Exploring the differences in tuition between public and private schools
Bootstrapping uses random sampling with replacement to estimate statistics from a sample. By resampling from this sample we can generate novel data that can be a representative of a population. This is loosely based on the law of large numbers. Instead of estimating estimating a statistic once–from the small sample we start with–the statistic can be estimated multiple times. Hence, if we resample with replacement 10 times, we will compute estimates of a desired statistic 10 times.

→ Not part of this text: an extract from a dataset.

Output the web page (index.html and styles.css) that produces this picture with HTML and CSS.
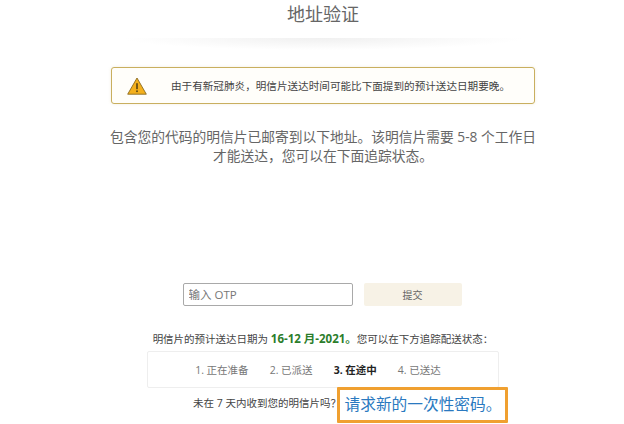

The procedure in bootstrapping is as follows:
- Resample the data with replacement n times
- Compute desired statistic n times to generate a distribution of estimated Statistics
- Determine standard error/confidence interval for the bootstrapped statistic from the bootstrapped distribution
In this article I will demonstrate how to perform bootstrap resampling to estimate the relation between the tuition cost of private and public colleges using the historical tuition dataset from TidyTuesday.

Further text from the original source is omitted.